Há gestores como Ricardo Magalhães, Sócio da Argucia Capital, uma das assets fundadoras da Amec, que propõem que não apenas as operações societárias, mas outras transações relevantes também deveriam ir à votação.
“Deveríamos baixar a régua para levar assuntos à assembleia. Infelizmente, muitas TPRs não passam nem pelo conselho, ficam apenas na diretoria”, comenta Ricardo, acrescentando que a regulação deveria seguir uma escala com requisitos para definir a relevância da operação e, de acordo com sua importância, encaminhá-la para diretoria, conselho ou assembleia.
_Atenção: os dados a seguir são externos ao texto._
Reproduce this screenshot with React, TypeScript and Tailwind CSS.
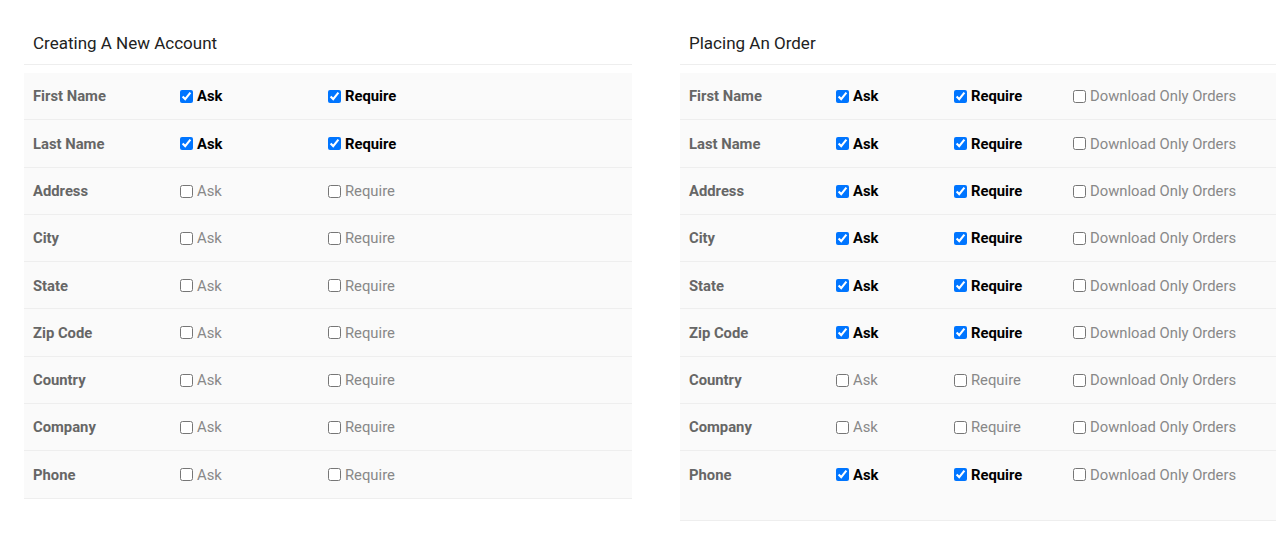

Daniela Bulthius, da Robeco, vai além e defende não apenas que as operações de grande volume sejam debatidas em assembleia, mas que o acionista controlador seja impedido de votar nesses casos. Vale lembrar que, atualmente, esta tem sido uma prática adotada por empresas com elevados padrões de governança.
Ricardo propõe ainda a necessidade de formação de um comitê nas companhias para lidar com as TPRs. Esse comitê deveria contar com a participação de pelo menos um membro independente eleito por minoritários. “O funcionamento de um comitê permitiria melhorar o processo de avaliação das transações, com mais qualidade na análise e aprovação dos laudos técnicos das operações”, diz.
Obras de ficção
André Gordon, sócio e responsável pela gestão da GTI, aponta a fragilidade dos laudos de avaliação como um dos principais problemas que incidem sobre a falta de transparência de diversas operações com partes relacionadas. “Existem áreas cinzentas na regulação. Por exemplo, a questão dos laudos de avaliação, muitos deles têm um custo muito alto e acabam se revelando verdadeiras obras de ficção”, comenta.
O gestor da GTI alerta que as TPR não são um problema em si mesmas. Muitas delas são justificáveis e legítimas, mas desde que possam seguir os princípios da comutatividade e transparência. “Quando se trata de uma transação com parte relacionada, a transparência deve ser máxima, além do nível comum. Devemos evitar que um dos lados seja desfavorecido”, defende.
Como exemplo recente de “transação que pecou pela falta de transparência”, André cita o caso do pagamento de royalties da Neoenergia para o uso da marca de sua controladora, a Iberdrola — uma operação acordada em março de 2021, mas que foi divulgada apenas em dezembro daquele ano.
Na ocasião, o presidente da Amec, Fabio Coelho, se manifestou, ressaltando que, para garantir a transparência da operação, a Neoenergia deveria compartilhar detalhes sobre os documentos analisados para cálculo do valuation da marca, “sobretudo por se tratar de empresa listada no Novo Mercado”.
Ricardo Magalhães, da Argucia Capital, concorda que a operação da Neoenergia com a Iberdrola apresentou diversos problemas, incluindo a ausência de ação do conselheiro independente que não tomou as providências necessárias para informar ou avaliar os acionistas a respeito das condições da transação. Ele explica que se não há informações suficientes, é difícil avaliar a situação de comutatividade das operações.
O papel do investidor
Ainda que haja espaço para melhorias na regulação, os investidores não podem se eximir da tarefa de conduzir avaliações de governança minuciosas se quiserem realmente evitar problemas com TPRs.
Para Marcelo Nantes, sócio e portfolio manager da Tower Tree, mudanças regulatórias como o impedimento do voto do controlador na assembleia quando houver conflitos de interesses em TPRs viriam a calhar, mas dificilmente solucionariam o problema em empresas com histórico de governança ruim.
“Temos de fazer o dever de casa. O gestor deve analisar as empresas para entender o risco que está correndo. Deve concentrar o foco no ‘G’ de governança, avaliando o track record do controlador”, sugere.
No fim do dia, é através do preço que a opinião dos gestores se faz mais presente, com muitos comentando que um histórico práticas negativas envolvendo TPRs acaba se refletindo em um desconto na precificação das companhias envolvidas.